#### Data shown ####

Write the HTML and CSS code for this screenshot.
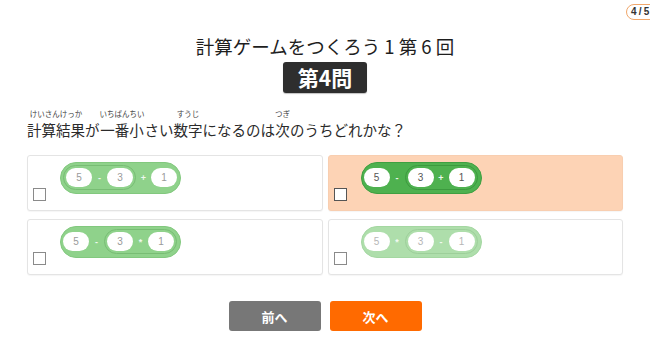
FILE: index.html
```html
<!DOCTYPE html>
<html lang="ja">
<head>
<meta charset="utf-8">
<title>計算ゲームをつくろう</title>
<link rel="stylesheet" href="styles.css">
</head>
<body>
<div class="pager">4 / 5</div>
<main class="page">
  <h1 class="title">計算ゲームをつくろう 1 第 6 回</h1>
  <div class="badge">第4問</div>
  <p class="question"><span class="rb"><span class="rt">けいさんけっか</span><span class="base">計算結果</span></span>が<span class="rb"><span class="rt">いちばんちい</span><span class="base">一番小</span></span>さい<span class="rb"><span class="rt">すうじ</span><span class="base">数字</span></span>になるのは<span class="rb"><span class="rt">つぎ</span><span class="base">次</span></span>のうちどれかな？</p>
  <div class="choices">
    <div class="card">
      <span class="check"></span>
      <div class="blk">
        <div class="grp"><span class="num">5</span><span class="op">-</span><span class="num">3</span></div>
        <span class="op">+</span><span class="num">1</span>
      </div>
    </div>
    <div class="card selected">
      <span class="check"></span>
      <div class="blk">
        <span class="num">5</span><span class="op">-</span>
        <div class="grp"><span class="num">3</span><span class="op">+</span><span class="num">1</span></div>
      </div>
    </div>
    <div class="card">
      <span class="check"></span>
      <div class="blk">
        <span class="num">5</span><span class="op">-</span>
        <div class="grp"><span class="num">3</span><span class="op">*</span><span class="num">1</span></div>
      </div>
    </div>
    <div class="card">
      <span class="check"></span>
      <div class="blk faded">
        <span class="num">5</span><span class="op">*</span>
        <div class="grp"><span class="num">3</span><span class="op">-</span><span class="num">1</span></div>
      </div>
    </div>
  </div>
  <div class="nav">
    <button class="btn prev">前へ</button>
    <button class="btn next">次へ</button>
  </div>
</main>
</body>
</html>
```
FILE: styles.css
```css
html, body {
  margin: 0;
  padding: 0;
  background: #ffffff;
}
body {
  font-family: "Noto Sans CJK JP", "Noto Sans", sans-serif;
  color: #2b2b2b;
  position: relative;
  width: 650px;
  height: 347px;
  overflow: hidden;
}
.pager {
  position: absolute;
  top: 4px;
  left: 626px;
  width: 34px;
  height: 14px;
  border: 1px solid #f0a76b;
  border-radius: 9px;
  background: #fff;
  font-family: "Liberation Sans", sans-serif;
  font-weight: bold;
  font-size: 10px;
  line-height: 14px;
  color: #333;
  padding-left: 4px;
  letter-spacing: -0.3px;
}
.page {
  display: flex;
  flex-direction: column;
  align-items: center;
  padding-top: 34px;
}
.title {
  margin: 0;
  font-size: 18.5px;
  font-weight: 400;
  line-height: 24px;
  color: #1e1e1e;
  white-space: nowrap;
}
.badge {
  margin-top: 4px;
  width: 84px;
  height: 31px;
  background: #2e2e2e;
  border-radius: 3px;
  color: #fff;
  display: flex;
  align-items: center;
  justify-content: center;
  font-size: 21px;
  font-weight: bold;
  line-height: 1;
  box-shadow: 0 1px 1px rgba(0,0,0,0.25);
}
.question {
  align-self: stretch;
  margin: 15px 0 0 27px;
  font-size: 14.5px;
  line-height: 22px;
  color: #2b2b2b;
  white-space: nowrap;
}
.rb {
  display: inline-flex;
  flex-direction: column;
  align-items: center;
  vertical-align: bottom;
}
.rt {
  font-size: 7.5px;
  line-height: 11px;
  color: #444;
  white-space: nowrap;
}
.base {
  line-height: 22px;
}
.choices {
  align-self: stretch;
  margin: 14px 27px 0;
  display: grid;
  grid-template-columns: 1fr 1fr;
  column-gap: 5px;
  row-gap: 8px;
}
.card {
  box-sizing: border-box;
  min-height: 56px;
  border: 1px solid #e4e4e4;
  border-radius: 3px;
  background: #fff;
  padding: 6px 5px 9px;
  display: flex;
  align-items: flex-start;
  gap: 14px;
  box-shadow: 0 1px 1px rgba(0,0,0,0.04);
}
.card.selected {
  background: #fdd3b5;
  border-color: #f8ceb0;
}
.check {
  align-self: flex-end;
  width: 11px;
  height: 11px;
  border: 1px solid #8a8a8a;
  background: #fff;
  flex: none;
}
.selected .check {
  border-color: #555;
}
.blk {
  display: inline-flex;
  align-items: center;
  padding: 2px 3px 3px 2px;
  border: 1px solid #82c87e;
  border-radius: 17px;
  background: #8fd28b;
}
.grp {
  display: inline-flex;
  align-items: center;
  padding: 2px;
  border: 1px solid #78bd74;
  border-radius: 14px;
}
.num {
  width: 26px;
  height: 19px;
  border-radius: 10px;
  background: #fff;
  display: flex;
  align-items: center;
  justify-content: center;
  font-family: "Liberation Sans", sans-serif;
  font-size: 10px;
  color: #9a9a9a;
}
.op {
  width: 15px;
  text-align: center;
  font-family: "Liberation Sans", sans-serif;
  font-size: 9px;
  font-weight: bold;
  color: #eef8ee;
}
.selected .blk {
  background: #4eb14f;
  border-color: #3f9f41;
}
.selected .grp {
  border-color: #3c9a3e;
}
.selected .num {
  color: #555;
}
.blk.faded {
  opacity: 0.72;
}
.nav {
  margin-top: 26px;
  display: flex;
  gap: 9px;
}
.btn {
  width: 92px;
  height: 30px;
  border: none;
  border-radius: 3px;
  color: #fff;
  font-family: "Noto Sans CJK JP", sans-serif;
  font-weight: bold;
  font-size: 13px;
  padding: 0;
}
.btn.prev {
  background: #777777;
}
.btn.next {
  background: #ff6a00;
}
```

####

**Task instructions**
All of the lines above should be printed exactly, minus the pictures.

**Exercise output**
Write the HTML and CSS code for this screenshot.
FILE: index.html
```html
<!DOCTYPE html>
<html lang="ja">
<head>
<meta charset="utf-8">
<title>計算ゲームをつくろう</title>
<link rel="stylesheet" href="styles.css">
</head>
<body>
<div class="pager">4 / 5</div>
<main class="page">
  <h1 class="title">計算ゲームをつくろう 1 第 6 回</h1>
  <div class="badge">第4問</div>
  <p class="question"><span class="rb"><span class="rt">けいさんけっか</span><span class="base">計算結果</span></span>が<span class="rb"><span class="rt">いちばんちい</span><span class="base">一番小</span></span>さい<span class="rb"><span class="rt">すうじ</span><span class="base">数字</span></span>になるのは<span class="rb"><span class="rt">つぎ</span><span class="base">次</span></span>のうちどれかな？</p>
  <div class="choices">
    <div class="card">
      <span class="check"></span>
      <div class="blk">
        <div class="grp"><span class="num">5</span><span class="op">-</span><span class="num">3</span></div>
        <span class="op">+</span><span class="num">1</span>
      </div>
    </div>
    <div class="card selected">
      <span class="check"></span>
      <div class="blk">
        <span class="num">5</span><span class="op">-</span>
        <div class="grp"><span class="num">3</span><span class="op">+</span><span class="num">1</span></div>
      </div>
    </div>
    <div class="card">
      <span class="check"></span>
      <div class="blk">
        <span class="num">5</span><span class="op">-</span>
        <div class="grp"><span class="num">3</span><span class="op">*</span><span class="num">1</span></div>
      </div>
    </div>
    <div class="card">
      <span class="check"></span>
      <div class="blk faded">
        <span class="num">5</span><span class="op">*</span>
        <div class="grp"><span class="num">3</span><span class="op">-</span><span class="num">1</span></div>
      </div>
    </div>
  </div>
  <div class="nav">
    <button class="btn prev">前へ</button>
    <button class="btn next">次へ</button>
  </div>
</main>
</body>
</html>
```
FILE: styles.css
```css
html, body {
  margin: 0;
  padding: 0;
  background: #ffffff;
}
body {
  font-family: "Noto Sans CJK JP", "Noto Sans", sans-serif;
  color: #2b2b2b;
  position: relative;
  width: 650px;
  height: 347px;
  overflow: hidden;
}
.pager {
  position: absolute;
  top: 4px;
  left: 626px;
  width: 34px;
  height: 14px;
  border: 1px solid #f0a76b;
  border-radius: 9px;
  background: #fff;
  font-family: "Liberation Sans", sans-serif;
  font-weight: bold;
  font-size: 10px;
  line-height: 14px;
  color: #333;
  padding-left: 4px;
  letter-spacing: -0.3px;
}
.page {
  display: flex;
  flex-direction: column;
  align-items: center;
  padding-top: 34px;
}
.title {
  margin: 0;
  font-size: 18.5px;
  font-weight: 400;
  line-height: 24px;
  color: #1e1e1e;
  white-space: nowrap;
}
.badge {
  margin-top: 4px;
  width: 84px;
  height: 31px;
  background: #2e2e2e;
  border-radius: 3px;
  color: #fff;
  display: flex;
  align-items: center;
  justify-content: center;
  font-size: 21px;
  font-weight: bold;
  line-height: 1;
  box-shadow: 0 1px 1px rgba(0,0,0,0.25);
}
.question {
  align-self: stretch;
  margin: 15px 0 0 27px;
  font-size: 14.5px;
  line-height: 22px;
  color: #2b2b2b;
  white-space: nowrap;
}
.rb {
  display: inline-flex;
  flex-direction: column;
  align-items: center;
  vertical-align: bottom;
}
.rt {
  font-size: 7.5px;
  line-height: 11px;
  color: #444;
  white-space: nowrap;
}
.base {
  line-height: 22px;
}
.choices {
  align-self: stretch;
  margin: 14px 27px 0;
  display: grid;
  grid-template-columns: 1fr 1fr;
  column-gap: 5px;
  row-gap: 8px;
}
.card {
  box-sizing: border-box;
  min-height: 56px;
  border: 1px solid #e4e4e4;
  border-radius: 3px;
  background: #fff;
  padding: 6px 5px 9px;
  display: flex;
  align-items: flex-start;
  gap: 14px;
  box-shadow: 0 1px 1px rgba(0,0,0,0.04);
}
.card.selected {
  background: #fdd3b5;
  border-color: #f8ceb0;
}
.check {
  align-self: flex-end;
  width: 11px;
  height: 11px;
  border: 1px solid #8a8a8a;
  background: #fff;
  flex: none;
}
.selected .check {
  border-color: #555;
}
.blk {
  display: inline-flex;
  align-items: center;
  padding: 2px 3px 3px 2px;
  border: 1px solid #82c87e;
  border-radius: 17px;
  background: #8fd28b;
}
.grp {
  display: inline-flex;
  align-items: center;
  padding: 2px;
  border: 1px solid #78bd74;
  border-radius: 14px;
}
.num {
  width: 26px;
  height: 19px;
  border-radius: 10px;
  background: #fff;
  display: flex;
  align-items: center;
  justify-content: center;
  font-family: "Liberation Sans", sans-serif;
  font-size: 10px;
  color: #9a9a9a;
}
.op {
  width: 15px;
  text-align: center;
  font-family: "Liberation Sans", sans-serif;
  font-size: 9px;
  font-weight: bold;
  color: #eef8ee;
}
.selected .blk {
  background: #4eb14f;
  border-color: #3f9f41;
}
.selected .grp {
  border-color: #3c9a3e;
}
.selected .num {
  color: #555;
}
.blk.faded {
  opacity: 0.72;
}
.nav {
  margin-top: 26px;
  display: flex;
  gap: 9px;
}
.btn {
  width: 92px;
  height: 30px;
  border: none;
  border-radius: 3px;
  color: #fff;
  font-family: "Noto Sans CJK JP", sans-serif;
  font-weight: bold;
  font-size: 13px;
  padding: 0;
}
.btn.prev {
  background: #777777;
}
.btn.next {
  background: #ff6a00;
}
```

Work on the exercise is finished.